A single vote causes confusion

Alison Lundergan Grimes wants to be the next U.S. senator from Kentucky.

She’s taking on a heavyweight, Republican Senate Leader Mitch McConnell.

Grimes has much to commend her for the job. However, there’s a strangely awkward reticence that is getting in the way. She declines to say whether she voted for President Obama in 2012.


This is a strange distraction. Come on, Ms. Grimes. What’s the story? Did you or did you not support the president, a member of your very own Democratic Party?

Politics creates such a fickle environment. Little things like this become big things in a heartbeat.

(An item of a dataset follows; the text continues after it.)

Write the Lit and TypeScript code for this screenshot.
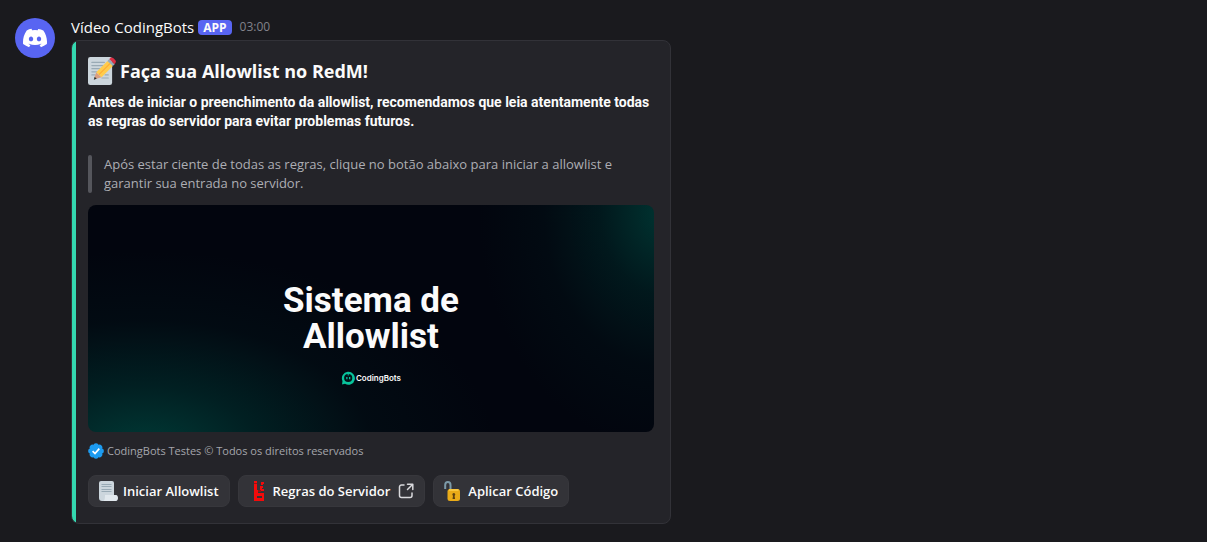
import { LitElement, html, css, svg } from "lit";
import { customElement } from "lit/decorators.js";

const discordIcon = html`<svg viewBox="0 0 24 24" width="24" height="24" aria-hidden="true">
  <path fill="#fff" d="M20.3 4.4A19.8 19.8 0 0 0 15.4 2.9a.07.07 0 0 0-.08.04c-.2.37-.44.86-.6 1.25a18.3 18.3 0 0 0-5.5 0A12.6 12.6 0 0 0 8.6 2.9a.08.08 0 0 0-.08-.04A19.7 19.7 0 0 0 3.7 4.4C.53 9.05-.32 13.6.1 18.06a.08.08 0 0 0 .03.06 19.9 19.9 0 0 0 6 3.03.08.08 0 0 0 .08-.03c.46-.63.87-1.3 1.22-2a.08.08 0 0 0-.04-.1 13.1 13.1 0 0 1-1.87-.9.08.08 0 0 1 0-.12l.37-.3a.07.07 0 0 1 .08 0 14.2 14.2 0 0 0 12.06 0 .07.07 0 0 1 .08 0l.37.3a.08.08 0 0 1 0 .12c-.6.35-1.22.65-1.87.9a.08.08 0 0 0-.04.1c.36.7.77 1.37 1.22 2a.08.08 0 0 0 .08.03 19.8 19.8 0 0 0 6-3.03.08.08 0 0 0 .03-.06c.5-5.18-.84-9.68-3.55-13.66ZM8.02 15.33c-1.18 0-2.16-1.08-2.16-2.42 0-1.33.96-2.42 2.16-2.42 1.21 0 2.18 1.1 2.16 2.42 0 1.34-.96 2.42-2.16 2.42Zm7.97 0c-1.18 0-2.15-1.08-2.15-2.42 0-1.33.95-2.42 2.15-2.42 1.22 0 2.18 1.1 2.16 2.42 0 1.34-.94 2.42-2.16 2.42Z"/>
</svg>`;

const memoIcon = html`<svg viewBox="0 0 36 36" width="28" height="28" aria-hidden="true">
  <rect x="0" y="0" width="31" height="36" rx="3" fill="#ccd6dd"/>
  <path stroke="#99aab5" stroke-width="1.6" stroke-linecap="round" d="M5 7h16M5 11h14M5 15h10M5 19h7M5 23h4M22 23h4M18 27h8"/>
  <path fill="#d99e82" d="M7.500 29 10.500 19.500l7 6.500z"/>
  <path fill="#292f33" d="m7.400 29.200 1.200-3.700 2.600 2.400z"/>
  <path fill="#ffcc4d" d="M10.500 19.500 25 5l7 6.500L17.500 26z"/>
  <path stroke="#ffac33" stroke-width="1.400" d="m14 22.800 14.500-14.500"/>
  <path fill="#99aab5" d="m25 5 2.300-2.300 7 6.500L32 11.500z"/>
  <path fill="#dd2e44" d="m27.300 2.700 1.200-1.200c1-1.100 2.700-1.200 3.900-.1l2.500 2.300c1.200 1.100 1.300 2.900.2 4L34.300 9.200z"/>
</svg>`;

const scrollIcon = html`<svg viewBox="0 0 20 20" width="20" height="20" aria-hidden="true">
  <path fill="#ccd6dd" d="M2 0h11a2 2 0 0 1 2 2v13H6v5H3a3 3 0 0 1-3-3V2a2 2 0 0 1 2-2z"/>
  <path stroke="#99aab5" stroke-width="1" d="M2.500 3.500h10M2.500 5.500h10M2.500 8.500h10M2.500 10.500h10"/>
  <path fill="#e1e8ed" d="M6 14h11c2.700 0 2.700 6 0 6H3.500c2 0 2.500-1.500 2.500-6z"/>
</svg>`;

const rulesIcon = html`<svg viewBox="0 0 20 20" width="20" height="20" aria-hidden="true">
  <path fill="#f40b0b" fill-rule="evenodd" d="M5 3h3v6h1v3h6v8H5zM8 15v2h5v-2z"/>
  <path fill="#f40b0b" d="M5 0h3v2H5zM12 1h3v2h-1v1h-2zM11 5h3v2h-1v1h2v2h-4z"/>
  <path fill="#8f1519" d="M5 2h3v1H5zM9 9h3v2H9z"/>
</svg>`;

const lockIcon = html`<svg viewBox="0 0 20 20" width="20" height="20" aria-hidden="true">
  <path fill="none" stroke="#7c9aa8" stroke-width="2" d="M1.200 8V4C1.200 0 6.500 0 6.500 4V9.500"/>
  <rect x="3.500" y="8" width="12.500" height="12" rx="2.500" fill="#eaab18"/>
  <path stroke="#ffcf4a" stroke-width="1.500" d="M5 9h9.500"/>
  <path fill="#5e4110" d="M8.300 13.500a1.500 1.500 0 0 1 3 0l-.7 1.500.5 3H8.500l.5-3z"/>
</svg>`;

const externalIcon = html`<svg viewBox="0 0 16 16" width="16" height="16" fill="none" stroke="#d9d9dc" stroke-width="1.500" stroke-linecap="round" stroke-linejoin="round" aria-hidden="true">
  <path d="M6 2H3.500A2 2 0 0 0 1.500 4v8.500a2 2 0 0 0 2 2H12a2 2 0 0 0 2-2V10M9.500 1.200h5.300v5.300M14.500 1.500 9.500 6.500"/>
</svg>`;

const verifiedIcon = html`<svg viewBox="0 0 16 16" width="16" height="16" aria-hidden="true">
  <g fill="#1d9bf0">${[0, 45, 90, 135, 180, 225, 270, 315].map(
    (a) => svg`<circle cx="8" cy="2.900" r="2.700" transform="rotate(${a} 8 8)"/>`
  )}<circle cx="8" cy="8" r="6"/></g>
  <path fill="none" stroke="#fff" stroke-width="1.700" d="m4.600 8.200 2.400 2.400 4.300-5"/>
</svg>`;

const brandIcon = html`<svg viewBox="0 0 14 14" width="14" height="14" aria-hidden="true">
  <path fill="#08c49c" d="M1 13.500 1.500 10A6.500 6.500 0 1 1 4 12.800z"/>
  <circle cx="7.200" cy="7" r="4.100" fill="#03141a"/>
  <path fill="#08c49c" d="M6.700 2h1v2.500h-1zM5.200 6h1.300v2.300H5.200zM8 6h1.300v2.300H8z"/>
</svg>`;

@customElement("app-root")
export class AppRoot extends LitElement {
  static styles = css`
    :host {
      display: block;
      min-height: 100vh;
      box-sizing: border-box;
      padding: 18px 15px;
      background: #1a1a1e;
      color: #fbfbfb;
      font-family: "Open Sans", "Noto Sans", sans-serif;
      font-size: 13px;
    }
    * { box-sizing: border-box; }
    h2, p, blockquote, figure { margin: 0; }
    svg { display: block; flex: none; }
    .message { display: flex; align-items: flex-start; gap: 16px; }
    .avatar {
      display: grid;
      place-items: center;
      flex: none;
      width: 40px;
      height: 40px;
      border-radius: 50%;
      background: #5865f2;
    }
    .body { flex: 1; min-width: 0; }
    .meta { display: flex; align-items: center; gap: 4px; height: 22px; padding-bottom: 4px; }
    .author { font-size: 15px; font-weight: 500; line-height: 18px; }
    .badge {
      padding: 0 5px;
      border-radius: 4px;
      background: #5865f2;
      font-size: 12px;
      font-weight: 700;
      line-height: 15px;
    }
    .time { margin-left: 4px; color: #82838b; font-size: 12px; line-height: 16px; }
    .card {
      max-width: 600px;
      padding: 16px;
      border: 1px solid #323238;
      border-radius: 8px;
      background: linear-gradient(90deg, #34d8b0 4px, #242429 4px);
    }
    .title { display: flex; align-items: center; gap: 4px; font-size: 18px; font-weight: 700; line-height: 28px; }
    .lead { margin-top: 8px; font-family: Roboto, sans-serif; font-size: 14px; font-weight: 700; line-height: 19px; }
    .quote {
      display: flex;
      gap: 12px;
      margin-top: 24px;
      color: #adaeb4;
      font-size: 13px;
      line-height: 19px;
    }
    .quote::before { content: ""; flex: none; width: 4px; border-radius: 4px; background: #55565c; }
    .banner {
      display: flex;
      flex-direction: column;
      align-items: center;
      justify-content: flex-end;
      gap: 16px;
      aspect-ratio: 566 / 227;
      margin-top: 12px;
      padding-bottom: 47px;
      border-radius: 8px;
      background:
        radial-gradient(ellipse 33% 105% at 102% 3%, #003532 0%, #00353266 35%, #0035321c 65%, #00353200 100%),
        radial-gradient(ellipse 62% 88% at 10% 108%, #003a36 0%, #003a3680 32%, #003a361c 65%, #003a3600 100%),
        #02050e;
    }
    .headline {
      font-family: Roboto, sans-serif;
      font-size: 35px;
      font-weight: 700;
      line-height: 36px;
      text-align: center;
    }
    .brand {
      display: flex;
      align-items: center;
      gap: 1px;
      font-family: Inter, sans-serif;
      font-size: 8px;
      font-weight: 600;
      line-height: 14px;
    }
    .footer {
      display: flex;
      align-items: center;
      gap: 3px;
      margin-top: 11px;
      color: #a5a6ac;
      font-size: 11px;
      line-height: 16px;
    }
    .actions { display: flex; flex-wrap: wrap; gap: 8px; margin-top: 16px; }
    .action {
      display: flex;
      align-items: center;
      gap: 4px;
      height: 32px;
      padding: 0 10px;
      border: 1px solid #37373c;
      border-radius: 8px;
      background: #333338;
      color: #fbfbfb;
      font: inherit;
      font-size: 13px;
      font-weight: 600;
      text-decoration: none;
      cursor: pointer;
    }
    .external { margin-left: 4px; }
  `;

  render() {
    return html`
      <article class="message">
        <div class="avatar">${discordIcon}</div>
        <div class="body">
          <header class="meta">
            <span class="author">Vídeo CodingBots</span>
            <span class="badge">APP</span>
            <time class="time">03:00</time>
          </header>
          <section class="card">
            <h2 class="title">${memoIcon}<span>Faça sua Allowlist no RedM!</span></h2>
            <p class="lead">Antes de iniciar o preenchimento da allowlist, recomendamos que leia atentamente todas as regras do servidor para evitar problemas futuros.</p>
            <blockquote class="quote"><p>Após estar ciente de todas as regras, clique no botão abaixo para iniciar a allowlist e garantir sua entrada no servidor.</p></blockquote>
            <figure class="banner">
              <div class="headline">Sistema de<br />Allowlist</div>
              <figcaption class="brand">${brandIcon}<span>CodingBots</span></figcaption>
            </figure>
            <footer class="footer">${verifiedIcon}<span>CodingBots Testes © Todos os direitos reservados</span></footer>
            <div class="actions">
              <button class="action" type="button">${scrollIcon}<span>Iniciar Allowlist</span></button>
              <a class="action" href="#regras">${rulesIcon}<span>Regras do Servidor</span><span class="external">${externalIcon}</span></a>
              <button class="action" type="button">${lockIcon}<span>Aplicar Código</span></button>
            </div>
          </section>
        </div>
      </article>
    `;
  }
}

In a way, I understand Grimes’s reticence. Our votes, after all, are supposed to be done in secret. We cast our ballots with no obligation to tell anyone how we vote. Where I come from, that’s a sure sign of liberty. Voters become “liberated” by their votes, giving them more than ample justification to speak their minds on policy issues and the people who carry them out.

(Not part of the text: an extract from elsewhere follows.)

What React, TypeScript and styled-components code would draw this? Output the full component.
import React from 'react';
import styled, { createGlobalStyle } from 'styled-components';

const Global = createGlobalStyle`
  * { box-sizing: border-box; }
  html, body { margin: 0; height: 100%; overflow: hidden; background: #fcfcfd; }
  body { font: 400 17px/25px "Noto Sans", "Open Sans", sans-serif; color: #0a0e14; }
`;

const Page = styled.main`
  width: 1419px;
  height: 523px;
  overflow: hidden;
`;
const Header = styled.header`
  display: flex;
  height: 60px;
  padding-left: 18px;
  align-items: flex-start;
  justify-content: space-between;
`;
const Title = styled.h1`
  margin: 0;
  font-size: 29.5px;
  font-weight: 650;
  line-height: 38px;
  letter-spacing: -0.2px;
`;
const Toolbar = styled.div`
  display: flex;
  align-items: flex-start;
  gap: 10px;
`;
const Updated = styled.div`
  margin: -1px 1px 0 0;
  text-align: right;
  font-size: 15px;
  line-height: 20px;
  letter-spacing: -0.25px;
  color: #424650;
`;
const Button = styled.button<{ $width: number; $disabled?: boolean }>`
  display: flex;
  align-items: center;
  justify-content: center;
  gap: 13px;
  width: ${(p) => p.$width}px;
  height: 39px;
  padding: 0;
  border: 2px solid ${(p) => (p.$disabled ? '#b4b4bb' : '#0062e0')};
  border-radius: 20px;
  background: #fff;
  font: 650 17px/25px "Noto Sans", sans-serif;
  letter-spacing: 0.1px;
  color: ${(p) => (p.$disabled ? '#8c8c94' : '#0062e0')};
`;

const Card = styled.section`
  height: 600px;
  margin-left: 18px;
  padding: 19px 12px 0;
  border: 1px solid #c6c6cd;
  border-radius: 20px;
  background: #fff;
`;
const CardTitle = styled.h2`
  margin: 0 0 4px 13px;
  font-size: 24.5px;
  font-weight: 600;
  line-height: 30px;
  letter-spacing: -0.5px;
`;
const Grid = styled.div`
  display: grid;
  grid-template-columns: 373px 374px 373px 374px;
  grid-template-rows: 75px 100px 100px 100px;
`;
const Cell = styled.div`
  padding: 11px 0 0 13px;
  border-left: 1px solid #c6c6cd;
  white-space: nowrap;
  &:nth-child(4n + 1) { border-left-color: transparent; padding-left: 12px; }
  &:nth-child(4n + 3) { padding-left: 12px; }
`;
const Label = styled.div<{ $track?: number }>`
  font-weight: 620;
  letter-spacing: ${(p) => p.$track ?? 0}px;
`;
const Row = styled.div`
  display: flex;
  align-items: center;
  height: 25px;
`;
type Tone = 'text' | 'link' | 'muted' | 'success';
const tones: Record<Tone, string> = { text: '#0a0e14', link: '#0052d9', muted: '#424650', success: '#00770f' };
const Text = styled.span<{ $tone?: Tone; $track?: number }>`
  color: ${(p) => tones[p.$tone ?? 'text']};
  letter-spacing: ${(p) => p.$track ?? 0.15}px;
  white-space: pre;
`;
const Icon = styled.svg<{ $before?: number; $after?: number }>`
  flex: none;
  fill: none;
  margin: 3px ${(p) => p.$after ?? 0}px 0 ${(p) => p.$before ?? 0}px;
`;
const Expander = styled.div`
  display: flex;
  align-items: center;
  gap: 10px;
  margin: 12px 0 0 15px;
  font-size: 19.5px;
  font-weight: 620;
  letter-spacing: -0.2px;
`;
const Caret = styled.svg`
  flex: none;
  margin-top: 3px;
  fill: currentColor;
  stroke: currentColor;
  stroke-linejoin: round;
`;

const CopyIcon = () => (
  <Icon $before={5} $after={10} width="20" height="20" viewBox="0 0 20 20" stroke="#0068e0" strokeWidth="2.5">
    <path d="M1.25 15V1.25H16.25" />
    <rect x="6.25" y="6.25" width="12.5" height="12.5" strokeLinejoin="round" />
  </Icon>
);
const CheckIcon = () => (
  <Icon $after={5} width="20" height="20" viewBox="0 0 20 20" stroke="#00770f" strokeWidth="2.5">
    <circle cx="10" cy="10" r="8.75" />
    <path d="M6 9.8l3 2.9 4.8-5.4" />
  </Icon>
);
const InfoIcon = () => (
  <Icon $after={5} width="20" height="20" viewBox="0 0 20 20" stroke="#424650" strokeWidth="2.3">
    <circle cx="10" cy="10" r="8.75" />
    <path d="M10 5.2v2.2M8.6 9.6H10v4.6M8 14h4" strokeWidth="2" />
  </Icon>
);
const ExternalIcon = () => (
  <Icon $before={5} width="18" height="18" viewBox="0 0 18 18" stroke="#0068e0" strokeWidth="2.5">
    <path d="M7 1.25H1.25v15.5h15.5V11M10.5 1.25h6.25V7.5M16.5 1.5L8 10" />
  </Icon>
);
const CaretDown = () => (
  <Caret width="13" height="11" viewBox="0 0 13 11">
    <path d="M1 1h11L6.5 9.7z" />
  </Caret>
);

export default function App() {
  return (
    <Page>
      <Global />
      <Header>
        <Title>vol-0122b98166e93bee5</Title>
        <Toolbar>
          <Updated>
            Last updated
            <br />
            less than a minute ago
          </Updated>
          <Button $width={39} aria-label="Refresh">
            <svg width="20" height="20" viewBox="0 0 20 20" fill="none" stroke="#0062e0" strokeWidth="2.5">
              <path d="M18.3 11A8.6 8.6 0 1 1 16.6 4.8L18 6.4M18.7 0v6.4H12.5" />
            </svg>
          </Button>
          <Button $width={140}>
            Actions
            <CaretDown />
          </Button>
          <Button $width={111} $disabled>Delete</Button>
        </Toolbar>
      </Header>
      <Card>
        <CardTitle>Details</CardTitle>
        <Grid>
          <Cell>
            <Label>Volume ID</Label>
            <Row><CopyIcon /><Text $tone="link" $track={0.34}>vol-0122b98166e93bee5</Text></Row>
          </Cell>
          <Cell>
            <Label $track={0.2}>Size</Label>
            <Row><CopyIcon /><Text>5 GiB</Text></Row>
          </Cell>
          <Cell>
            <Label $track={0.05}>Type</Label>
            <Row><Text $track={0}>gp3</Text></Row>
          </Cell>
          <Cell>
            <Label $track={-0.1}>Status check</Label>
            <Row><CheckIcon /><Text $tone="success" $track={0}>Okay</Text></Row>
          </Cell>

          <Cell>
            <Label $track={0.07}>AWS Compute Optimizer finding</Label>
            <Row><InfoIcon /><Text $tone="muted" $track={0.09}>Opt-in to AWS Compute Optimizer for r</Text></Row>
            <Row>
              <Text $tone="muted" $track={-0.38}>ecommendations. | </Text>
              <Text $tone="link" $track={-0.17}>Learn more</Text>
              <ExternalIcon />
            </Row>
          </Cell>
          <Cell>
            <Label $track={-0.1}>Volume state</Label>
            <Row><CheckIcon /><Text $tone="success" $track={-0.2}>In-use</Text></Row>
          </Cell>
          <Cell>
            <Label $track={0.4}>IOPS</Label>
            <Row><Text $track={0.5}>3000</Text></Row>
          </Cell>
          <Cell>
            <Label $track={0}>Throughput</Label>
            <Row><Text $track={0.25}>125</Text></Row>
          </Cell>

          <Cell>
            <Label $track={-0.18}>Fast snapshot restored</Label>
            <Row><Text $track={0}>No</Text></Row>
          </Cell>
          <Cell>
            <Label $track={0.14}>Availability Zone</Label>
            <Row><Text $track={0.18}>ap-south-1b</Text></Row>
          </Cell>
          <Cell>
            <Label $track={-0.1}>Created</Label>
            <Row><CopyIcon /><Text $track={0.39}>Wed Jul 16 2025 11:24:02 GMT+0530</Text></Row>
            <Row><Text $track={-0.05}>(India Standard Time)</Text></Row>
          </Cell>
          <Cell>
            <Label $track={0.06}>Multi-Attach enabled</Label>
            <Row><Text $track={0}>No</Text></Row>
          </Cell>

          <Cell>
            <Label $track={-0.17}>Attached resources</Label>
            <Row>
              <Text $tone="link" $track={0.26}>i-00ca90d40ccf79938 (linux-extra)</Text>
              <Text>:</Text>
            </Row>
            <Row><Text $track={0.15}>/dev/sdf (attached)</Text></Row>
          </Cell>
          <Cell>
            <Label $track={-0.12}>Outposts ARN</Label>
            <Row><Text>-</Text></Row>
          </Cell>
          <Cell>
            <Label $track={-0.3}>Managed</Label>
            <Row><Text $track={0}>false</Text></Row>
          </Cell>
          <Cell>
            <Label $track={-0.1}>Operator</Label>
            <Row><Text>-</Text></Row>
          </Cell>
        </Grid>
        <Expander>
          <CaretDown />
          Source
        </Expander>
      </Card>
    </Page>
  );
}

However, Grimes is running for a public office. That means her life essentially is an open book. The public is entitled to know to what level they endorse another public figure’s public policy stances.

Thus, her vote becomes grist for comment. It also becomes a target for inquiring minds.

Her reluctance might have something to do with the president’s low standing among Kentuckians. His approval rating is about 30 percent. Grimes has told at least two newspaper editorial boards — in Louisville and Lexington — that she’s a “Clinton Democrat.” She has declined on several occasions to say whether she voted for the president.

This kind of clumsiness angers her base, which she’ll need if she intends to defeat McConnell on Nov. 4.

It’s such a petty matter in the grand scheme. It has become a bigger matter than it deserves to be.